• [Requirements]
Repeat exactly the lines from the one containing "Rebuild this screenshot" through the one containing "leather bag, with", both lines included, please, without any other lines.

• [Task inputs]
++++

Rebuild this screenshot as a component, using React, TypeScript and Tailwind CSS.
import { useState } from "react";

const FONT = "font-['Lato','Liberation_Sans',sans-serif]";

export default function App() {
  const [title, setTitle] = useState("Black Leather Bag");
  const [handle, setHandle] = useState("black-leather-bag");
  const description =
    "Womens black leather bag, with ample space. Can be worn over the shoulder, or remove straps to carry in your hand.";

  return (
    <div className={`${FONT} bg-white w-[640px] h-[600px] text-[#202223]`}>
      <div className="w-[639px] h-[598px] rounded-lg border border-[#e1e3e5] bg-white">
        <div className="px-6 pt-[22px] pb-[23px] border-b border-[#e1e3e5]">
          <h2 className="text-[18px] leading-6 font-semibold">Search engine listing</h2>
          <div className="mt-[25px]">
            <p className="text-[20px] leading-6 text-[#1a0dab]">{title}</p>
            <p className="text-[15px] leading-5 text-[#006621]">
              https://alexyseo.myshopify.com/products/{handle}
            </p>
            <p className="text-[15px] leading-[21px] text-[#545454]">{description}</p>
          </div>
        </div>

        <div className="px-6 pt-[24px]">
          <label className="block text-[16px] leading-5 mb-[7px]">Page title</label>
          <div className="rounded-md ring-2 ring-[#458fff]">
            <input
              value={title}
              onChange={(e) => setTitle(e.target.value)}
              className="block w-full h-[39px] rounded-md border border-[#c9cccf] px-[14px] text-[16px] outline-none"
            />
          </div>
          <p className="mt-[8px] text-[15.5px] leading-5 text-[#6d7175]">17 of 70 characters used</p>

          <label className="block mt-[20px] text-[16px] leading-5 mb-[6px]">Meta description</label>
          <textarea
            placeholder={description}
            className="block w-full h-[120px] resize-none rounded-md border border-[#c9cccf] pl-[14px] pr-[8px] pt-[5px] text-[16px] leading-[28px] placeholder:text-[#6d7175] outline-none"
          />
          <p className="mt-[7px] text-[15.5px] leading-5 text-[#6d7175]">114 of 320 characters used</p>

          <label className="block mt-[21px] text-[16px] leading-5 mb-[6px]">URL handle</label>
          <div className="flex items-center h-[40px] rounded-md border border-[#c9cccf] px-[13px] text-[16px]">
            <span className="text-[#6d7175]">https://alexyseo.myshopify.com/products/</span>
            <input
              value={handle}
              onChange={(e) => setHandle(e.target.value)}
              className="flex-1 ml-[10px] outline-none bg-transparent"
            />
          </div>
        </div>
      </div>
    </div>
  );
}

++++

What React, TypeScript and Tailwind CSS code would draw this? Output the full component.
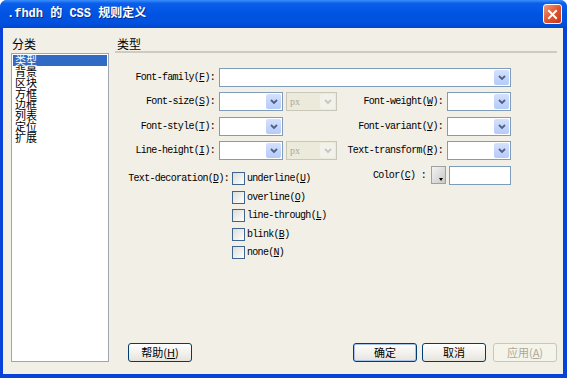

++++

• [Output for this exercise]
Rebuild this screenshot as a component, using React, TypeScript and Tailwind CSS.
import { useState } from "react";

const FONT = "font-['Lato','Liberation_Sans',sans-serif]";

export default function App() {
  const [title, setTitle] = useState("Black Leather Bag");
  const [handle, setHandle] = useState("black-leather-bag");
  const description =
    "Womens black leather bag, with ample space. Can be worn over the shoulder, or remove straps to carry in your hand.";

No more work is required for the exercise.